In 2022, Terra and FTX collapsed events many thought would kill the market.
Yet, every time, the industry came back stronger. Innovation didn’t stop. Builders kept building. Investors who zoomed out and stayed disciplined were the ones who captured the next cycle’s gains.
When panic hits, I ask myself: Five years from now, will this candle matter? Most of the time, the answer is no.
Calmness comes from perspective. Volatility is temporary, but discipline compounds.
Control What You Can, Let Go of What You Can’t
The hardest truth in trading is this: you cannot control the market. You can’t control the Fed, inflation numbers, black swan events, or the tweet that crashes your altcoin. But you can control how you respond.
Here’s how I keep control when markets turn chaotic:
Risk management first: I size positions so that even if the trade goes against me, it won’t wipe me out. If a position makes you lose sleep, it’s too big.
No reckless leverage: Leverage is a double-edged sword. It can amplify gains, but in volatile markets, it magnifies losses faster than you can react.
Scheduled screen breaks: Sometimes the best trade is no trade. When emotions spike, I literally step away from the screen. A clear mind is worth more than catching every candle.
Mindset routines: Journaling trades, practicing mindfulness, or exercising aren’t just self-care tips they directly improve decision-making by keeping emotions in check.
The calm trader doesn’t chase every move. They understand that missed opportunities are better than forced mistakes.
Key takeaway: True strength is self-control. You can’t control the market, but you can control yourself.

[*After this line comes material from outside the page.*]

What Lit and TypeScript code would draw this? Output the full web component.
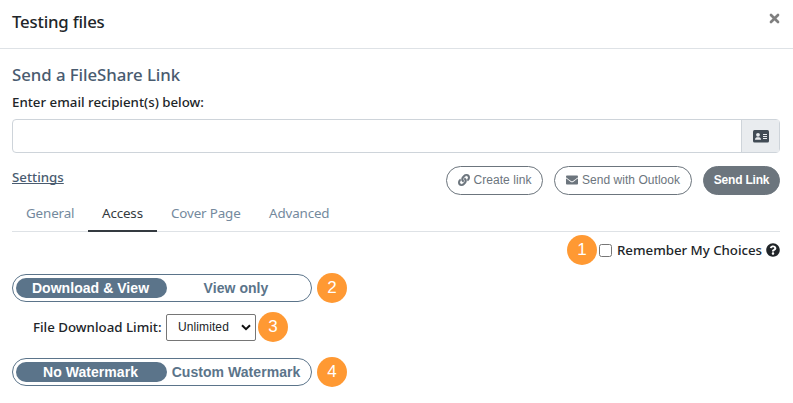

Why Calmness Is a Competitive Advantage
Think about the biggest blow-ups in crypto history not just individual traders but entire firms. Most of them weren’t destroyed by lack of knowledge. They were destroyed by emotional overreaction: too much leverage, chasing losses, or refusing to accept risk.
Calmness isn’t just about surviving volatility; it’s about thriving because of it. While others panic-sell at the bottom, the calm trader either holds steady or strategically adds to their position. While others get liquidated, the calm investor preserves capital and lives to fight another day.
Volatility is scary for the unprepared. But for those who master calmness, volatility is opportunity.
Practical Checklist for the Next Volatile Day
Here’s a simple routine I personally use when the market turns chaotic:
Check my plan Are my entry, exit, and stop-loss points set?
Zoom out Look at the daily/weekly chart to remind myself of the bigger picture.
Assess risk exposure –Am I overleveraged or oversized? If yes, scale back.
Take a break Walk, breathe, step away before making any move
Decide rationally Act only if the move fits my plan, not my emotions.
Closing Thoughts:
Calm Turns Chaos Into Clarity
Every trader dreams of finding the perfect strategy, but the truth is this: no strategy works without a calm mind behind it.
When volatility hits, remember:
Your plan is your compass.
Your perspective is your anchor.
Your self-control is your shield.
Crypto isn’t going to stop being volatile. That’s what makes it exciting. But if you learn to master calmness, the very thing that drives others out of the market will become the engine that drives your growth.
Stay calm, stay disciplined, and let volatility work for you not against you.